Mansfield

Mansfield

A Novel

Summary

'A vivid and engrossing historical novel' Daily Telegraph

Spanning three years in the life of the writer Katherine Mansfield during the First World War, Mansfield follows the ups and downs of her relationship with Jack Middleton Murry and her struggle to write the 'new kind of fiction' which she felt the times demanded. She is restless, constantly on the move, in and out of London, to and from France, even into the war zone, to be with her French lover, novelist Francis Carco.

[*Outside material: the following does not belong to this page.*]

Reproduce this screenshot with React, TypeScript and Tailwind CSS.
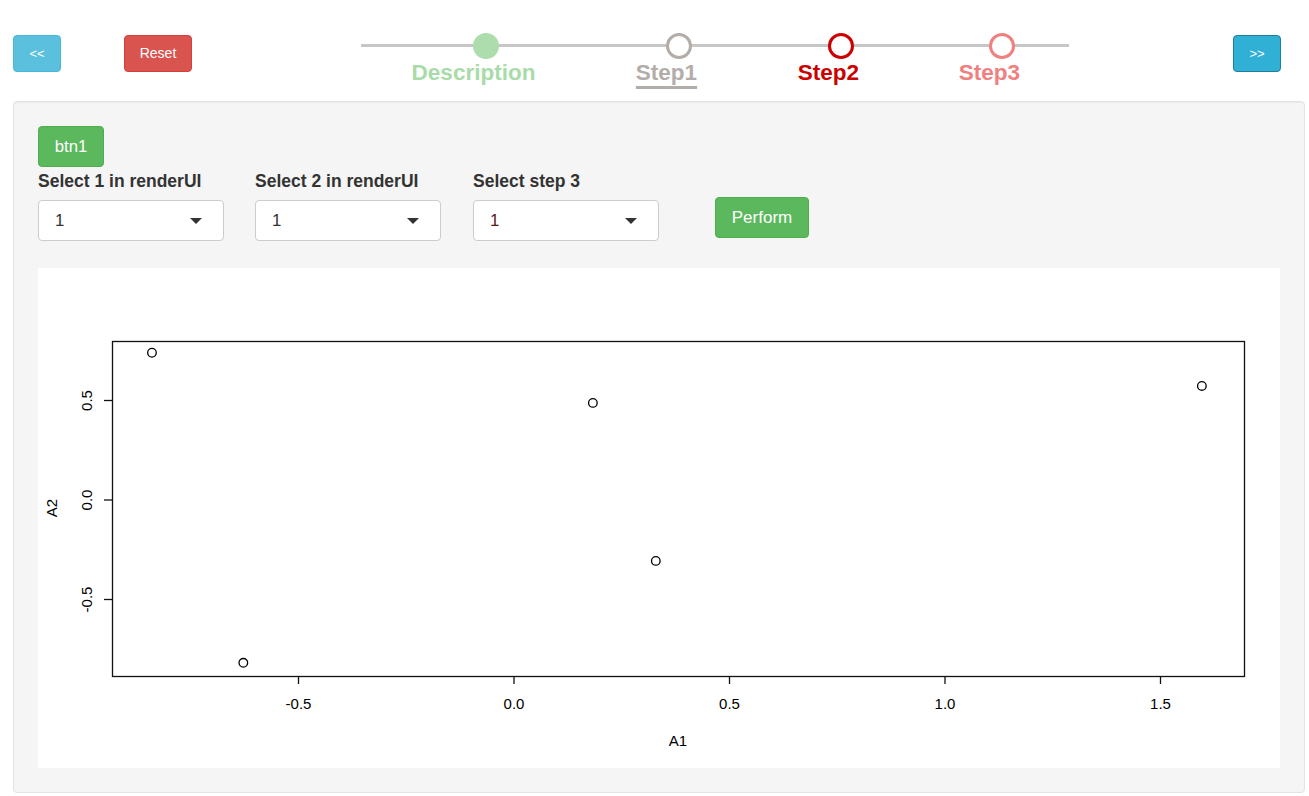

For a short time, Mansfield is able to behave as though the war is merely 'background', but her ardent relationship with her brother, who arrives from New Zealand to fight in France, makes detachment impossible - as does her love for Jack's Oxford friend Frederick Goodyear, also a soldier. The war's shadow remorselessly darkens all their lives, but only increases Mansfield's determination to break through as a writer.

Mansfield is a sharp, subtle and appealing portrait of the person of whose work Virginia Woolf wrote: "It was the only writing I was ever jealous of."

Reviews

  • Mansfield's world is marvellously evoked -C. K. Stead has researched his subject with the sureness of a scholar but has written with the imaginative confidence of a first-class novelist. He has an uncanny ability to express the thoughts, and the voice of his young heroine. Mansfield is a splendid achievement.
    Daily Telegraph

About the author

C. K. Stead

C. K. Stead was Professor of English at the University of Auckland until 1986. In 1984, he was awarded the CBE for services to New Zealand literature. He has published twelve volumes of poetry, two volumes of stories, a memoir and several works of criticism, edited the Penguin Modern Classics Letters and Journals of Katherine Mansfield and published several novels, including The Secret History of Modernism and Mansfield.